Plaintiff commenced an action in January 2004 seeking damages and injunctive relief. The Supreme Court, New York County, issued a preliminary injunction enjoining defendants from "(1) using, disseminating or exploiting information derived or copied from any of Plaintiff’s records . . . and (2) soliciting any of the individual brokers, custodians or consultants of plaintiff’s institutional clients that [defendants] were either introduced to through their employee relationship with plaintiff or learned of from any of the Confidential Information." Plaintiff also sought damages for, inter alia, breach of fiduciary duty and breach of the confidentiality agreements. The Supreme Court denied defendants’ motion for summary judgment as to these causes of action, and defendants appealed.

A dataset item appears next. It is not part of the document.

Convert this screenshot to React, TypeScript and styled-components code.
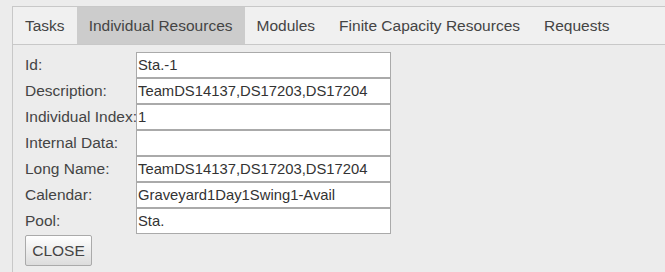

The First Department affirmed the denial of summary judgment. The court began with the settled pronouncements of Reed, Roberts and BDO Seidman, stating that restrictive covenants are subject to specific enforcement to the extent that they are reasonable in time and geography and necessary to protect a valid interest. The court then immediately tackled the lack of a durational limit – the focus of the dissent – holding that the absence of a durational limitation does not render a confidentiality agreement void as a matter of law. While the court noted that restrictive covenants are generally unenforceable if their duration is unreasonable, the court differentiated confidentiality agreements that do not directly impact competition from other restrictive covenants, which may prevent a former employee from pursuing his or her livelihood.

Temporal Restrictions

Ashland is significant in its analysis of the temporal restrictions in several respects. First, by its holding, the court clarified that a temporally unlimited confidentiality agreement is not unenforceable as a matter of law. The majority distinguished itself from the dissent, which appeared to treat the confidentiality agreements at issue as classic non-compete agreements, for which the lack of a temporal restriction would indeed prove problematic. The majority further explained that contrary to what the dissent would have held, whether a former employee provided "unique or extraordinary" services is not a determining factor of enforceability but rather, a component of the analysis as to whether the covenant is temporally reasonable under the circumstances.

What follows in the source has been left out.